We’re standing outside an outwardly plain workshop in an innocuous industrial estate on the outskirts of Rimini, Italy, a place where bikes are as popular as football is here. We’re here primarily to ride the new 987 for MCN, but – while we’re here – also to snoop behind the doors of a place where motorcycling as cottage industry has reached heights undreamt-of back home. 

There’s no clue what may lurk behind closed doors, but a modified Yamaha XT500 on 17-inch wheels and racing wets and a streetfightered Ducati 900SS sat outside give us a clue to the leftfield biking brain working inside.

I’ve only ever seen one Vryus before (the machine Phil Read Jnr raced to second place in the Bemsee Thunderbike championship last year), so to be honest I was only expecting to see one or two bikes and for the workshop to be modestly-equipped. But it’s like a factory race workshop. It’s fastidiously clean and packed with a good dozen-or so road and race-spec Vyrus machines, in various states of build and destined for customers all over the world. One machine is about to be shipped to one of the Prada dynasty in the US.

Vyrus owner, Ascanio Rodrigo used to work for Bimota. He says, “Bimota is my life, Massimo Tamburini was my first teacher, all the people who work for me now are ex-Bimota. “

He also has a passion for the hub centre-steering design. He explains, “In the 1980s Pierluigi Marconi created the Tesi project in Bimota. They produced the bike for ten years, it had a lot of potential but they always had problems. I left Bimota in 1984 to run my own workshop. I had a lot of experience with the Tesi and helped owners set their bikes up as well as producing the Tesi 2D for Bimota. 

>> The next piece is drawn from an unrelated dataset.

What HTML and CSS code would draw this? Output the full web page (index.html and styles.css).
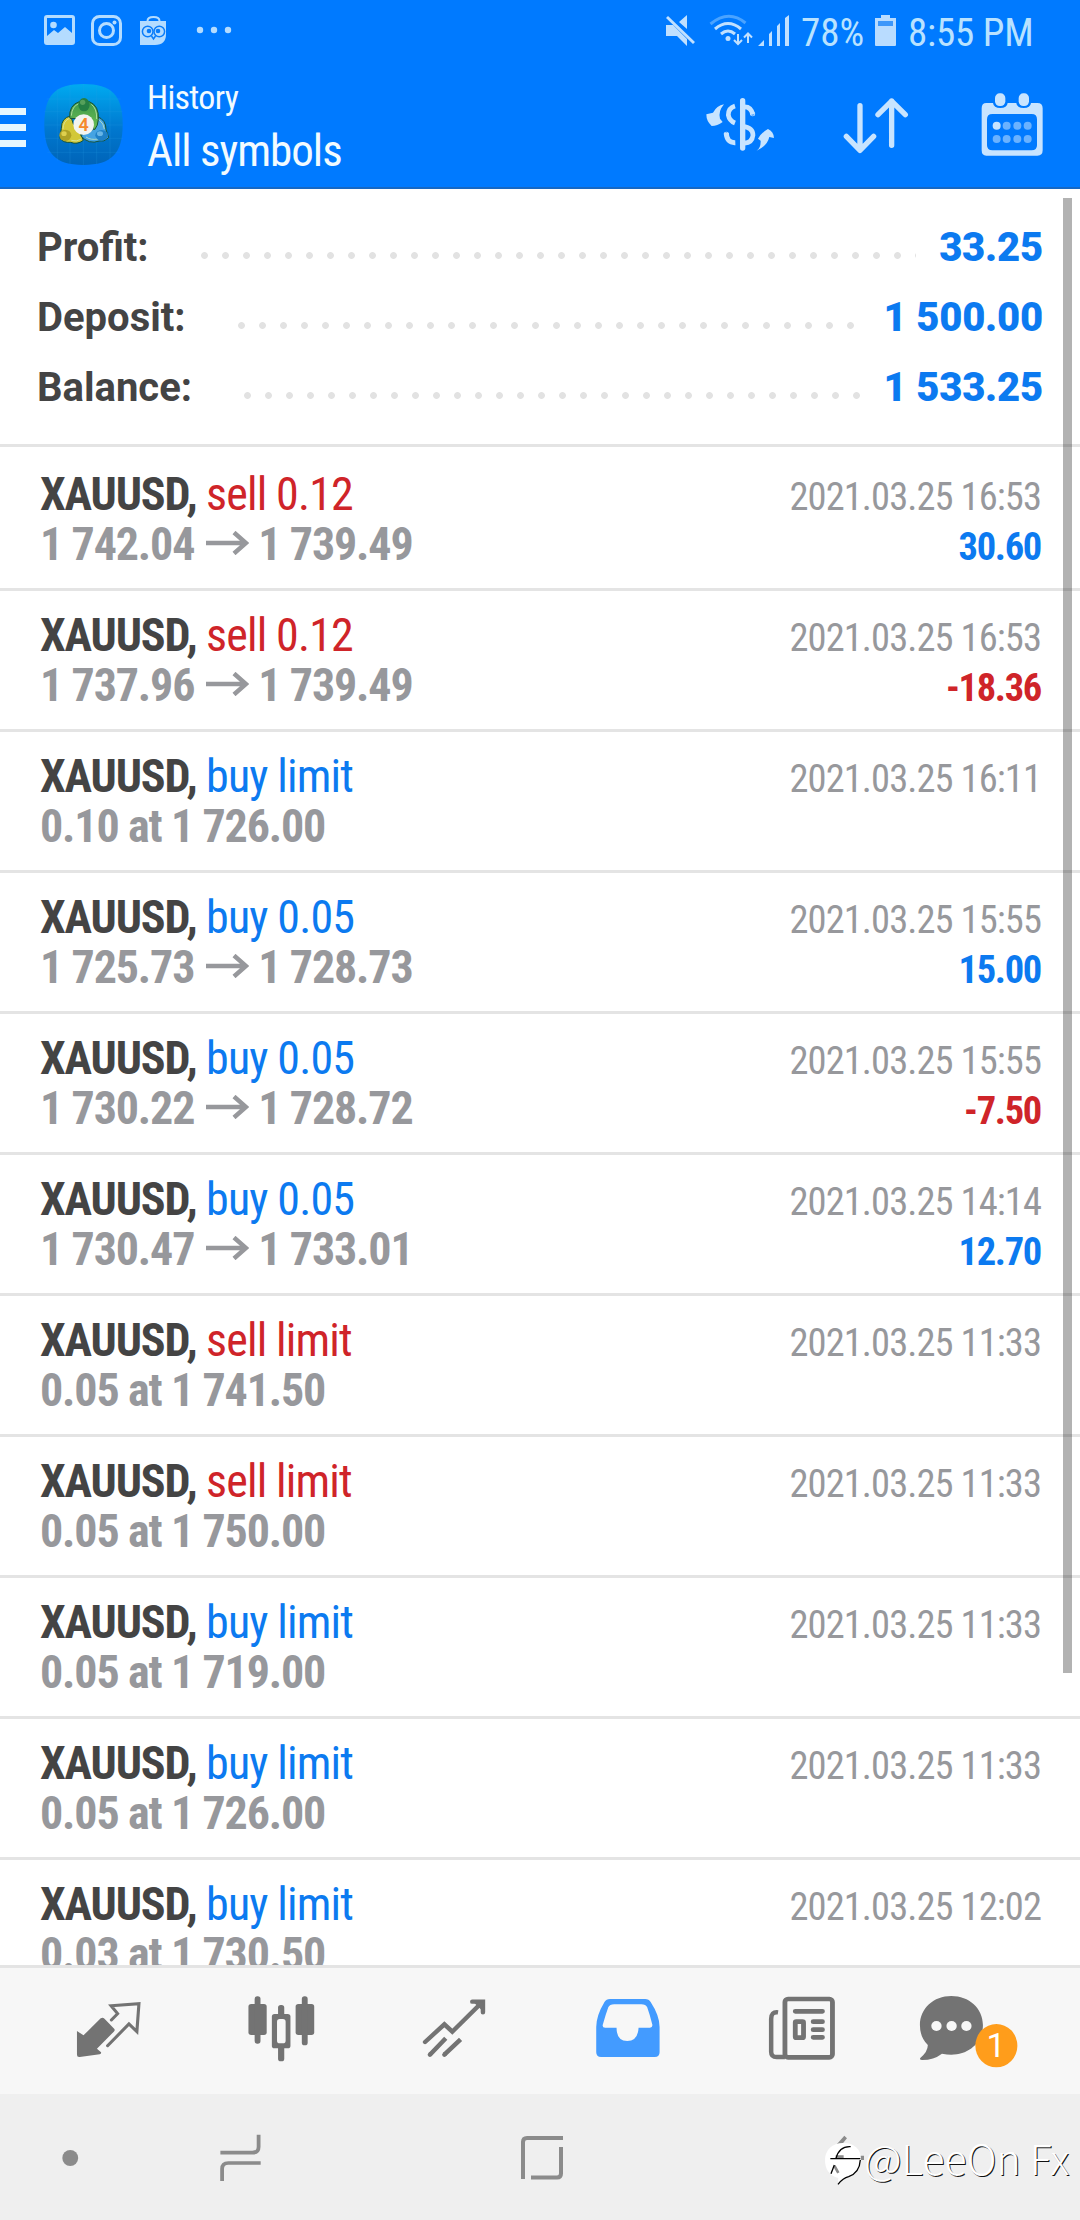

“Vyrus started in 2002 and we built a Ducati-engined hub-centre steered prototype to show off our business to the many motorcycle companies in this area at a trade fair. 80% of all the companies here produce the parts for the Italian motorcycle industry. Here in every workshop there’s some frame or mould being created. We had a lot of requests for the bike and decided to be a constructor.

“We’ve produced 120 bikes since 2002 and now make around 20 a year. In the beginning it took 90 days to build a bike, but we plough all the money back into buying stock. We have £350,000 worth of parts on our shelves now, so we can now build a bike in two weeks. We are very happy with our business but when the money comes we don’t take it out, we always put it into another project.

“We get our parts from 260 local suppliers, but do all the design drawings and manufacture the specialised shapes and moulds here like the front swingarm and exhaust.

“We will always encourage the customer to visit us when they order a bike, so they can choose their exact specification. We make sure everything fits them, from the handlebars to the footopegs and seat position. The setting of the air suspension has to be perfect within a 5kg range too, otherwise it doesn’t work properly.

“We have a web cam in the workshop, so customers can log on to our website and see their bike being built at any time”.